WHAT TO WORK ON
Identify all lines in the data containing the string "screenshot". Copy them out.

(Front-end source files)

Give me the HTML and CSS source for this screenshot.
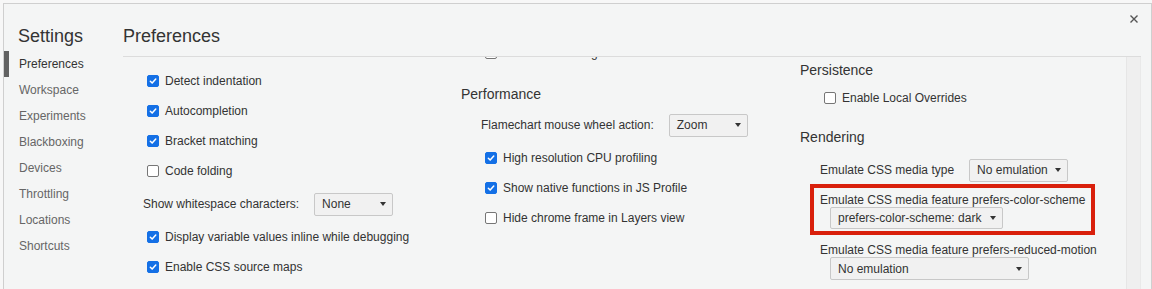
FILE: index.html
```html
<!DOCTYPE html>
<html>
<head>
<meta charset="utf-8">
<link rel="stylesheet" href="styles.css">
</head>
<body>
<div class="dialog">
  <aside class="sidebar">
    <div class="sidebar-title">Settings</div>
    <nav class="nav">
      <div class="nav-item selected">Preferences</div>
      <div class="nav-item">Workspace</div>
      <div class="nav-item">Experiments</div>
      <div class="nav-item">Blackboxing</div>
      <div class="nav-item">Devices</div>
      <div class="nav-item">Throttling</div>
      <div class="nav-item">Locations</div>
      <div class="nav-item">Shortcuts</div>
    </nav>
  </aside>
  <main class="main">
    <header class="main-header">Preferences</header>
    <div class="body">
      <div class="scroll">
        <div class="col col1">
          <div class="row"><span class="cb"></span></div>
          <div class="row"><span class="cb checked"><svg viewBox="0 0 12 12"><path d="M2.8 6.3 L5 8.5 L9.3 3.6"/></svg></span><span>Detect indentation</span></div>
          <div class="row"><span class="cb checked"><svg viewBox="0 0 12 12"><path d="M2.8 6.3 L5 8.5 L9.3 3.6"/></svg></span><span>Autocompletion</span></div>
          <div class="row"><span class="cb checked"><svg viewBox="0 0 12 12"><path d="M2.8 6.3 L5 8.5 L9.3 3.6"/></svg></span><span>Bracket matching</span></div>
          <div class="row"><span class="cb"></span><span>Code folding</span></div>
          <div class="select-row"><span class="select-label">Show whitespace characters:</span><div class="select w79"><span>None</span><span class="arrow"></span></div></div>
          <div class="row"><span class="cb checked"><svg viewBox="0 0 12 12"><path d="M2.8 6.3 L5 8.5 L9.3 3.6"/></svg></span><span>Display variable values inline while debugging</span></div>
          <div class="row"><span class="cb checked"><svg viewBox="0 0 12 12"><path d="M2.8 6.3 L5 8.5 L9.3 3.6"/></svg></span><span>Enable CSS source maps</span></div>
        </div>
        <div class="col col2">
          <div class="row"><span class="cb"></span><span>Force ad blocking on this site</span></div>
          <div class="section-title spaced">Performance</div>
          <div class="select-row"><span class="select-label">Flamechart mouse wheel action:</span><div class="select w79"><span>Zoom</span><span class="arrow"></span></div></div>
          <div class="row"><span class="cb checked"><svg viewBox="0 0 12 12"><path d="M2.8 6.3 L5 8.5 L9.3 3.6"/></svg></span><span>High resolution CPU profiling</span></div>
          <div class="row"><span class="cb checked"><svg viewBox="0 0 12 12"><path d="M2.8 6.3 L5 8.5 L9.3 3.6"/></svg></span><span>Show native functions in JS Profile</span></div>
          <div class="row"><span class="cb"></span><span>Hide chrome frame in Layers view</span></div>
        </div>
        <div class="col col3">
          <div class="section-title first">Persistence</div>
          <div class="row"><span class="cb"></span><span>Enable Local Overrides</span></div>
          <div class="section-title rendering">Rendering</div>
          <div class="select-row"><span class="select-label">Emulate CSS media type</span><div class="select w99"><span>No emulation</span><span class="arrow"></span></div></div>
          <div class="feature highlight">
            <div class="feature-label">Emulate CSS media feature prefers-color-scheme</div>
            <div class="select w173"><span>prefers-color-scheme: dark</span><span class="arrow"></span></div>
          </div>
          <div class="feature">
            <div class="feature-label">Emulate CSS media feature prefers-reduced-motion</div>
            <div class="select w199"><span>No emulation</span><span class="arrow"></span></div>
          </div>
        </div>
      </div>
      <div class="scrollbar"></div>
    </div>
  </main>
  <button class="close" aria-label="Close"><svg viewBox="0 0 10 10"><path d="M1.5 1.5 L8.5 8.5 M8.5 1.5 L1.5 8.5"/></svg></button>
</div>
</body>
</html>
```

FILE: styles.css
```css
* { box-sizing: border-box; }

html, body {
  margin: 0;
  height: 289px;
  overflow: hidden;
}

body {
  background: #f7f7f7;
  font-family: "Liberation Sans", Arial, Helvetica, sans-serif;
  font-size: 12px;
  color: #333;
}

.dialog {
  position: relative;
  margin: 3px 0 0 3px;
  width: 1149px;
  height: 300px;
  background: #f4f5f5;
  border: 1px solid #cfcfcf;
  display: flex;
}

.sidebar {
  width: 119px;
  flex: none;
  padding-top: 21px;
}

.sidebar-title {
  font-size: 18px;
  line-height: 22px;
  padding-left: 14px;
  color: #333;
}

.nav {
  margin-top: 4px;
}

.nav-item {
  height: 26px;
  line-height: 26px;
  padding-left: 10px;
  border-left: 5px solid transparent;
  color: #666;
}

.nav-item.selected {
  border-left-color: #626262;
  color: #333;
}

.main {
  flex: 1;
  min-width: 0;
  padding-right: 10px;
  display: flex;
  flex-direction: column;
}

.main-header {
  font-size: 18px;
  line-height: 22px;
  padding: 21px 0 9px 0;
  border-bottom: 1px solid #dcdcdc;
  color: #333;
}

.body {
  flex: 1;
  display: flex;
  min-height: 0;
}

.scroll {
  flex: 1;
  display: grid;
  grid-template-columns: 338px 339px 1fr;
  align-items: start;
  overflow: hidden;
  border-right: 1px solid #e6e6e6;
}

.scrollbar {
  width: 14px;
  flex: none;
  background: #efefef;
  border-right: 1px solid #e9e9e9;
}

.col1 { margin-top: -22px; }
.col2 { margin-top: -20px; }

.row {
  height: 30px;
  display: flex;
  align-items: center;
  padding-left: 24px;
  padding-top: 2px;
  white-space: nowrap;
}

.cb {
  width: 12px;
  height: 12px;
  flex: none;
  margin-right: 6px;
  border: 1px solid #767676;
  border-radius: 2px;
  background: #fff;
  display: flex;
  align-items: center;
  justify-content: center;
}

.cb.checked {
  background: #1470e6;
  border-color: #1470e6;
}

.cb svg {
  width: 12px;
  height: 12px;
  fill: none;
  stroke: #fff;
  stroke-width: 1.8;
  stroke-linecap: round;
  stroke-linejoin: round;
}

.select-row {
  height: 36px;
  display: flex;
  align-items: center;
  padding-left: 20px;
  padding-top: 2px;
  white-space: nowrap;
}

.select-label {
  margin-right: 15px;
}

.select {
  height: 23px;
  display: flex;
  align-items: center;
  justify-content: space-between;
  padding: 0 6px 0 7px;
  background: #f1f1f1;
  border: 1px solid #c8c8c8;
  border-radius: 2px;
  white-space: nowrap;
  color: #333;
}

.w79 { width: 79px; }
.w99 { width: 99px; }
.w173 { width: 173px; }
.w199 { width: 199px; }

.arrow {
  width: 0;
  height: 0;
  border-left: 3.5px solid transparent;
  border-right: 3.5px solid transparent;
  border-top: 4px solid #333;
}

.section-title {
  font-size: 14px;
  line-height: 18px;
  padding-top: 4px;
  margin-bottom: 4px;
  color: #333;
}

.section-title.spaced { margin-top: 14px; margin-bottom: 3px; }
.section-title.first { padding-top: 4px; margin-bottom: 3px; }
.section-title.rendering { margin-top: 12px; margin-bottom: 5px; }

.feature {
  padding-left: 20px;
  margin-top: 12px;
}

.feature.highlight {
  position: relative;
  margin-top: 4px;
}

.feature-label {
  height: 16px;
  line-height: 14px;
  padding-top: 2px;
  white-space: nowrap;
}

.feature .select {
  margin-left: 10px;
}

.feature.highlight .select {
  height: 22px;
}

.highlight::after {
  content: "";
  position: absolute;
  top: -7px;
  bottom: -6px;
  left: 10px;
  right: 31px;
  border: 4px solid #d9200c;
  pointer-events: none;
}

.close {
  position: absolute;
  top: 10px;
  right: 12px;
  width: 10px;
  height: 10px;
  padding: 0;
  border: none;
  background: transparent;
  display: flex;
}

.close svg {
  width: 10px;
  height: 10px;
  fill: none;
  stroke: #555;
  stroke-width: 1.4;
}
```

--

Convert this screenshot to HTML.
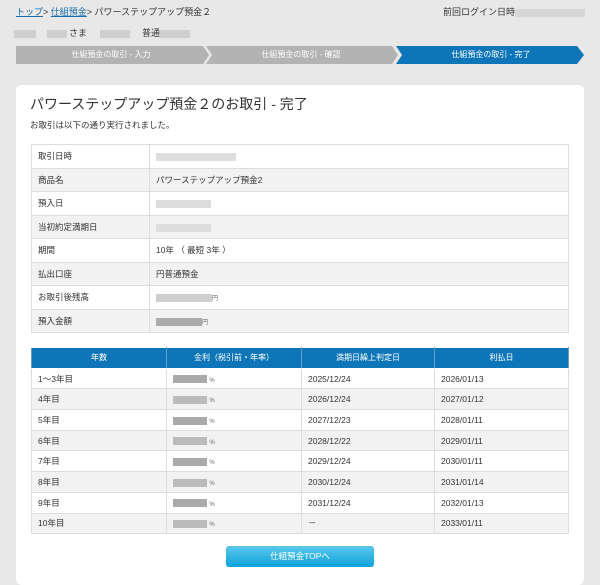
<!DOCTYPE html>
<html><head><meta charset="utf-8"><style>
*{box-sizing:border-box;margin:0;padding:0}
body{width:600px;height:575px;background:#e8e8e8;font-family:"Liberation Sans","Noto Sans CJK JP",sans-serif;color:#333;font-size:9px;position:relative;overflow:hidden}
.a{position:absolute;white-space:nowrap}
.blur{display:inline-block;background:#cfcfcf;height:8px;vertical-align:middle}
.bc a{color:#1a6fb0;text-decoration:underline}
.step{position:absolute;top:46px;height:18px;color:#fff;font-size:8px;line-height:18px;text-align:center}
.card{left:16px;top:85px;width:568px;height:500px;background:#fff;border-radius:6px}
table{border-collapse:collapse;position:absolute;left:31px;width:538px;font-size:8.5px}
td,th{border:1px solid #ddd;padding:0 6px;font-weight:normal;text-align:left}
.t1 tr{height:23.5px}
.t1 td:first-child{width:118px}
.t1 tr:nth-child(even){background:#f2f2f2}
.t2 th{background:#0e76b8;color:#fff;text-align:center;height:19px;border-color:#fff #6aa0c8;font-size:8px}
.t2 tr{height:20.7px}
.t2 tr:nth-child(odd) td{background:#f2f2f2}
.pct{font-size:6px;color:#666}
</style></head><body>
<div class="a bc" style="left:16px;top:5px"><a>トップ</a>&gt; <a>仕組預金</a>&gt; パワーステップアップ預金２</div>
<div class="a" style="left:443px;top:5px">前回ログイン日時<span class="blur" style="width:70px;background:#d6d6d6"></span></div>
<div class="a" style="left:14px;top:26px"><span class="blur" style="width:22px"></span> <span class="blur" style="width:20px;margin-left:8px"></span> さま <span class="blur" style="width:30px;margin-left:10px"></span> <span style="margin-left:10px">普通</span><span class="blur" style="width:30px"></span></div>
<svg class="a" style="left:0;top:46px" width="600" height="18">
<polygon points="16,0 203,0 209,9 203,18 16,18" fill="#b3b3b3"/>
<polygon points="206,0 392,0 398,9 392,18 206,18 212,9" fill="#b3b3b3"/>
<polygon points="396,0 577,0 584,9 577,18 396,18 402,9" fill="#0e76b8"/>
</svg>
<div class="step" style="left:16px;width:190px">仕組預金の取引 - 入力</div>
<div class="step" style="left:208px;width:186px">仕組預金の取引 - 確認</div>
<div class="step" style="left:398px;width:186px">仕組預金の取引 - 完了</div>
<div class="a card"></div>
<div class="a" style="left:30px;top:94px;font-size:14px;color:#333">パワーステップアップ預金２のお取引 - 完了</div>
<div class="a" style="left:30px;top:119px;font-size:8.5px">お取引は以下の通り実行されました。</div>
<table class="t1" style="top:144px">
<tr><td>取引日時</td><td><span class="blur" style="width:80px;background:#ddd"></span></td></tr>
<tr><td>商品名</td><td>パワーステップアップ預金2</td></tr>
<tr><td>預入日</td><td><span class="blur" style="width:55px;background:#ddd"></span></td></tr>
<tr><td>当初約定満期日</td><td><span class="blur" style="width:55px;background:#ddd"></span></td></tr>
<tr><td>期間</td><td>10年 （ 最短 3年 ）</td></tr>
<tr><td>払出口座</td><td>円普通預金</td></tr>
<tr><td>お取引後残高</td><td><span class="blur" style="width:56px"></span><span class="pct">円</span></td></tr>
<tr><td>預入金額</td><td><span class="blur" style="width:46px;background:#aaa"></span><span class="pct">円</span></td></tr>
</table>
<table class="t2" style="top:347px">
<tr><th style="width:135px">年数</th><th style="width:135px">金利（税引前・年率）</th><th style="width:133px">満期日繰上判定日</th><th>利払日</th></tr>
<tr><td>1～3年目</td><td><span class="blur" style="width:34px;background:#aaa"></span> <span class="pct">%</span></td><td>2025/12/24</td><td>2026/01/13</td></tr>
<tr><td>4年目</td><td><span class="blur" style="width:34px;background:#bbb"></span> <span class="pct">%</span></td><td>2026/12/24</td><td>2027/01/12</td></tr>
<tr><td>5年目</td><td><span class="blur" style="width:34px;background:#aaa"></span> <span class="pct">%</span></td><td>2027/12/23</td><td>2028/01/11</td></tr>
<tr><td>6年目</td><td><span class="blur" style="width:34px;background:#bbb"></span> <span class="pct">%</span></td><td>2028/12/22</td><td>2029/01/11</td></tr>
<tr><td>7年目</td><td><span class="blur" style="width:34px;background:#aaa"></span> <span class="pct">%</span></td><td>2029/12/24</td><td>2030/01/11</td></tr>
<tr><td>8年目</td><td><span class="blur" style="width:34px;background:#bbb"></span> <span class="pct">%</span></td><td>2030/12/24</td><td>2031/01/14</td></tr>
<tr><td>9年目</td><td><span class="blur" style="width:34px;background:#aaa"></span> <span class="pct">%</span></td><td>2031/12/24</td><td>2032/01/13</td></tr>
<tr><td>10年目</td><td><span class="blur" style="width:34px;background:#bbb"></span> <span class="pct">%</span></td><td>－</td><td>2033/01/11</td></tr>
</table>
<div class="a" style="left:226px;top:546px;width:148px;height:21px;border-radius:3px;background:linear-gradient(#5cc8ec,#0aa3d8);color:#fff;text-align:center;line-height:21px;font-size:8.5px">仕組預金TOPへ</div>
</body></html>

THE REPLY
Give me the HTML and CSS source for this screenshot.
Convert this screenshot to HTML.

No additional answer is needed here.